Amazon’s Prime Day sales launch in Australia failed to generate the membership and visitor increase expected to the company’s local online ecommerce offering and did not sufficiently close the expectation gap with consumers.
That’s the view of media and communications agency, Starcom, which has released its latest research findings around the impact of the debut of Prime Day in Australia on consumer uptake and brand engagement. Today’s insights are part of a longer-term research project spearheaded by Starcom into Amazon’s local ecommerce offering and its success and impact on the wider Australian retail market.
Amazon was hoping for big things from its first flash day sale, which kicked off on 24 July. But it was immediately assailed by technical glitches, crashing the website at the beginning of the event and resulting in the Twitter hashtag, #primedayfail.
Despite this, various reports at the time suggested spending jumped 89 per cent in the first 12 hours of the 36-hour global event, compared to the same period in 2017.
While Prime Day created excitement locally, the pared back version of membership has left an ‘expectation’ gap among consumers, which is slowing uptake and growth locally, Starcom reported. There were some big results – social media conversations about Amazon and Prime surged by 190 per cent on 16-17 July compared to the two days prior, and visits to the Amazon Australia and US sites increased by 68 per cent to 3.2 million. Visits to the Prime pages also lifted 324 per cent and sign-ups to the 30-day free trial surged by 377 per cent.
Yet the impact was short-lived, with consumer visits to Prime pages and Amazon.com.au falling back to pre-Prime Day level, where they have stayed, Starcom stated.
“Our research has found that Australians are increasingly positive towards Amazon, are thinking differently about Amazon and visit the site with a shopping mission in mind. It is the online shopping experience, however, and the reduced Prime Australia offering, that are holding back Amazon’s growth here,” Starcom research director, Nicole Conroy.

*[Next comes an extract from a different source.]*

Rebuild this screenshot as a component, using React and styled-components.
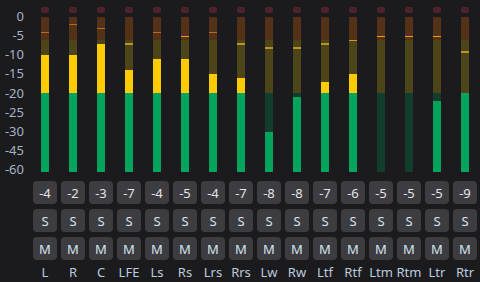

Notably, the local experience is missing key US elements such as Prime Music, Prime Photo, the number of items eligible for free delivery, Amazon Key in-home and in-care delivery, and family discounts, Conroy said.
“This creates an ‘expectation gap’, which deters the majority of Australians from joining Prime, despite the low price. However, for those that have joined, the change in shopping behaviour is immediate.

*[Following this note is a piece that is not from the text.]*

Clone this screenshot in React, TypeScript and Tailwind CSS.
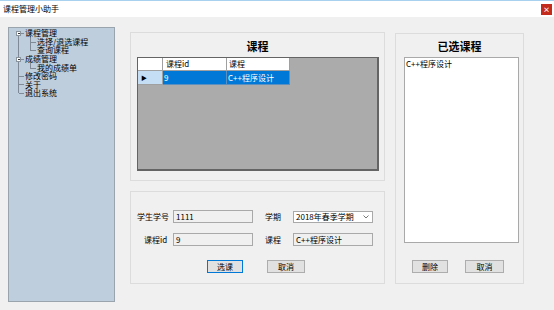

“Starcom believes Amazon will need to bring a US-style Prime offer to Australia in order to drive Prime membership to a significant degree, and that by doing so, Amazon will accelerate growth to a degree that significantly impacts Australian retail.”
Starcom’s research is based on online behavioural and search data, social media conversations and bespoke consumer surveys.
In an extensive research launch in June, entitled ‘The Amazon Effect’, the agency found Amazon’s launch in Australia had lifted local online retail sales overall by 9.1 per cent, generating more sales across a wider array of local ecommerce and brand websites.
The research combined Australian and US consumer survey data with insights from the M+ data platform maintained by Mindshare’s parent company, GroupM, Mindshare’s Mindreader tool, and Nielsen third-party retail data and was done in conjunction with Kantar.
There are positives to be had for Amazon from the latest Starcom data too. For example, 88 per cent of social media mentions about Prime were positive in June and July, and positive social sentiment towards the online giant increase from 62 per cent prior to Prime’s launch, to 72 per cent post Prime Day.
More broadly, Starcom noted Hitwise data showed conversions on Amazon.com.au averaged at 7.77 per cent prior to Prime Data, placing it ahead of other online retailers in Australia.
Amazon launched its local online offering in December. Overall, Starcom said it was gaining momentum by June, narrowing the expectation gaps around product pricing, range and delivery costs that had initially been plaguing growth.
But for Conroy, it’s going to take a US-style Prime offer to really drive uptake locally. And by doing so, “Amazon will accelerate growth to a degree that significantly impacts Australian retail,” she added.